● GIVEN PROBLEM
Write out the data below exactly as given, without any of its pictures.
--- start of DATA ENTRIES ---
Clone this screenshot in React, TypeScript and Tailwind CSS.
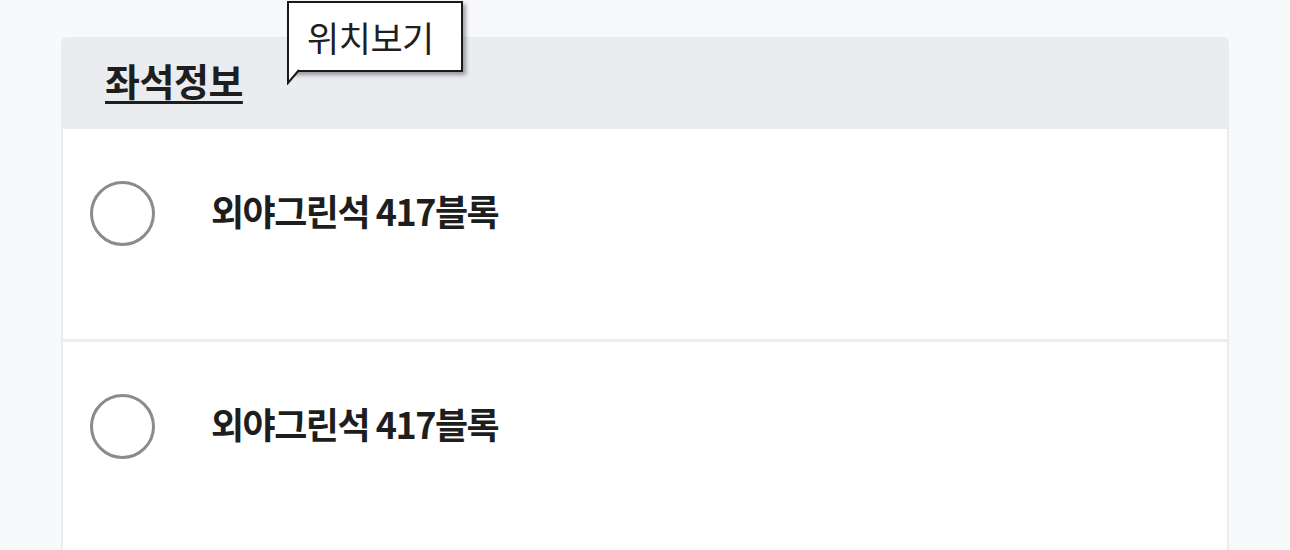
import React from 'react';

const seats = ['외야그린석 417블록', '외야그린석 417블록'];

function Tooltip() {
  return (
    <div className="absolute left-[224px] top-[-36px]">
      <div className="relative border-2 border-[#1a1a1a] bg-white pl-[18px] h-[71px] w-[176px] flex items-center shadow-[3px_3px_4px_rgba(0,0,0,0.35)]">
        <span className="text-[35px] leading-none text-[#1f1f1f] tracking-[-0.5px]">위치보기</span>
      </div>
      <svg className="absolute left-0 top-[68px]" width="14" height="16" viewBox="0 0 14 16">
        <path d="M1 0 L1 14 L12 1" fill="white" stroke="#1a1a1a" strokeWidth="2" />
      </svg>
    </div>
  );
}

function SeatRow({ label }: { label: string }) {
  return (
    <div className="bg-white h-[210px] flex items-start pt-[52px] pl-[27px]">
      <div className="w-[65px] h-[65px] rounded-full border-[3px] border-[#888c91] shrink-0" />
      <div className="ml-[56px] mt-[11px] text-[36px] font-bold leading-none text-[#1e1e1e] tracking-[-1.5px]">
        {label}
      </div>
    </div>
  );
}

export default function App() {
  return (
    <div
      className="min-h-[550px] bg-[#f8f9fb] pt-[37px] px-[61px] overflow-hidden"
      style={{ fontFamily: '"Noto Sans CJK KR", "Noto Sans", sans-serif' }}
    >
      <div className="bg-[#ebecf0] rounded-t-[6px] px-[2px] flex flex-col">
        <div className="relative h-[92px] pl-[42px] pt-[24px]">
          <h2 className="text-[38px] font-bold leading-none text-[#1e1e1e] underline decoration-[3px] underline-offset-[5px] tracking-[-0.5px]">
            좌석정보
          </h2>
          <Tooltip />
        </div>
        <div className="flex flex-col gap-[3px]">
          {seats.map((s, i) => (
            <SeatRow key={i} label={s} />
          ))}
        </div>
      </div>
    </div>
  );
}
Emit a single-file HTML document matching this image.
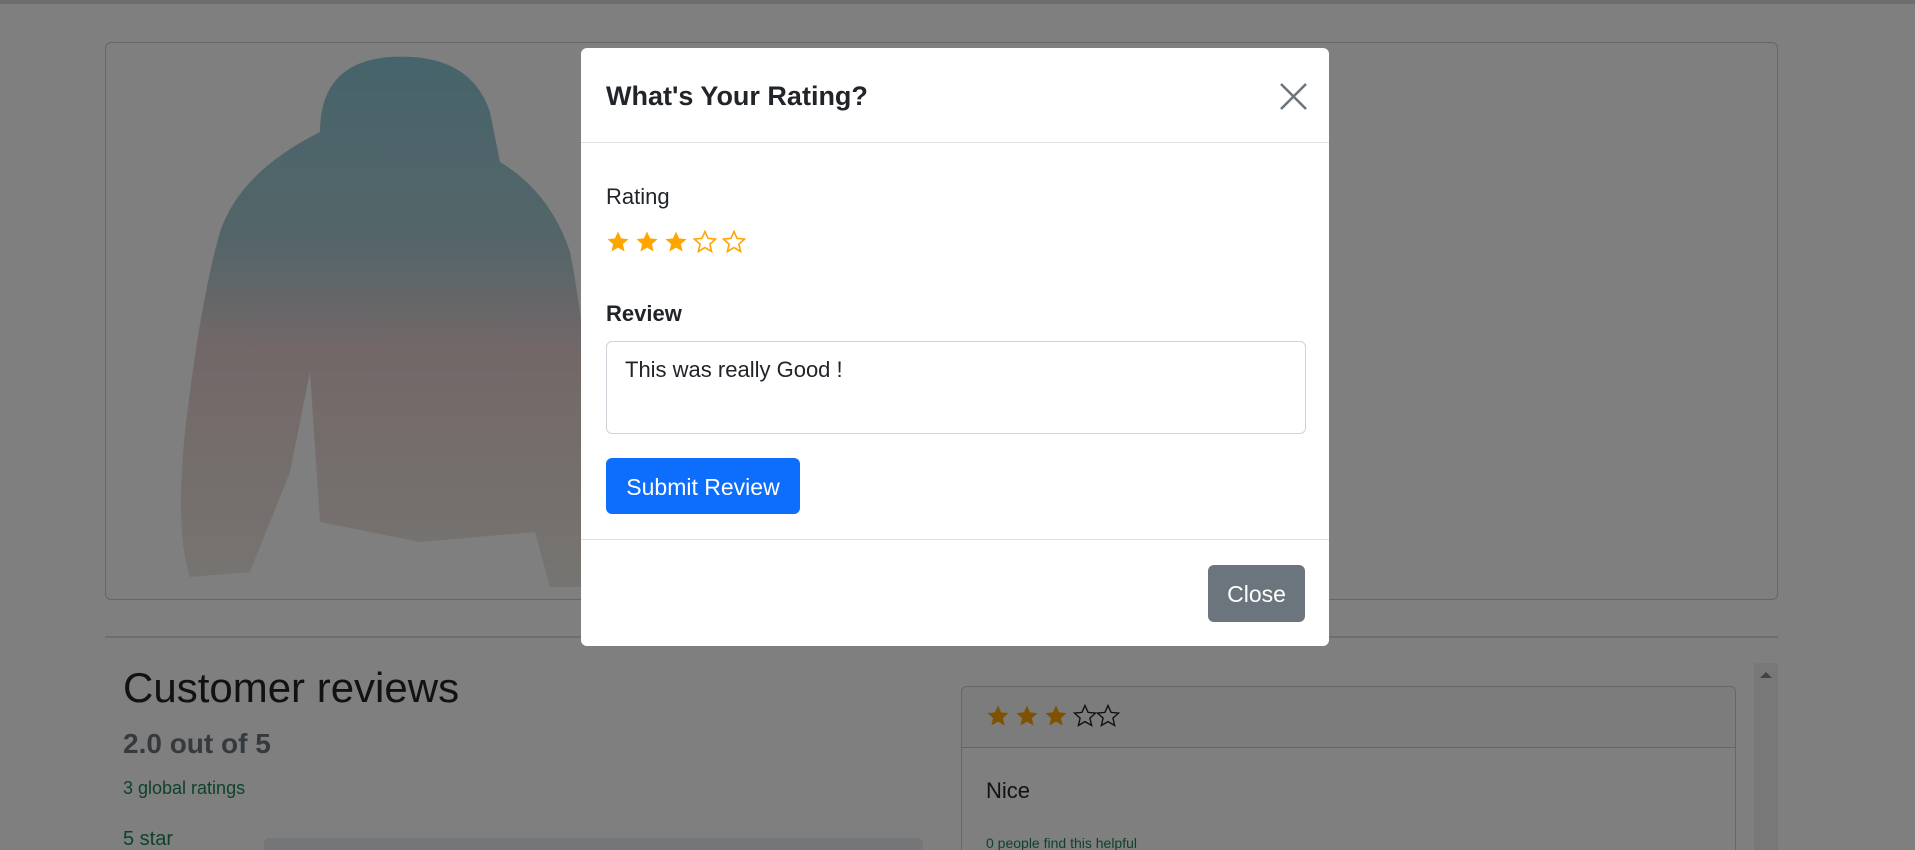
--- end of DATA ENTRIES ---
● RESULT
Clone this screenshot in React, TypeScript and Tailwind CSS.
import React from 'react';

const seats = ['외야그린석 417블록', '외야그린석 417블록'];

function Tooltip() {
  return (
    <div className="absolute left-[224px] top-[-36px]">
      <div className="relative border-2 border-[#1a1a1a] bg-white pl-[18px] h-[71px] w-[176px] flex items-center shadow-[3px_3px_4px_rgba(0,0,0,0.35)]">
        <span className="text-[35px] leading-none text-[#1f1f1f] tracking-[-0.5px]">위치보기</span>
      </div>
      <svg className="absolute left-0 top-[68px]" width="14" height="16" viewBox="0 0 14 16">
        <path d="M1 0 L1 14 L12 1" fill="white" stroke="#1a1a1a" strokeWidth="2" />
      </svg>
    </div>
  );
}

function SeatRow({ label }: { label: string }) {
  return (
    <div className="bg-white h-[210px] flex items-start pt-[52px] pl-[27px]">
      <div className="w-[65px] h-[65px] rounded-full border-[3px] border-[#888c91] shrink-0" />
      <div className="ml-[56px] mt-[11px] text-[36px] font-bold leading-none text-[#1e1e1e] tracking-[-1.5px]">
        {label}
      </div>
    </div>
  );
}

export default function App() {
  return (
    <div
      className="min-h-[550px] bg-[#f8f9fb] pt-[37px] px-[61px] overflow-hidden"
      style={{ fontFamily: '"Noto Sans CJK KR", "Noto Sans", sans-serif' }}
    >
      <div className="bg-[#ebecf0] rounded-t-[6px] px-[2px] flex flex-col">
        <div className="relative h-[92px] pl-[42px] pt-[24px]">
          <h2 className="text-[38px] font-bold leading-none text-[#1e1e1e] underline decoration-[3px] underline-offset-[5px] tracking-[-0.5px]">
            좌석정보
          </h2>
          <Tooltip />
        </div>
        <div className="flex flex-col gap-[3px]">
          {seats.map((s, i) => (
            <SeatRow key={i} label={s} />
          ))}
        </div>
      </div>
    </div>
  );
}
Emit a single-file HTML document matching this image.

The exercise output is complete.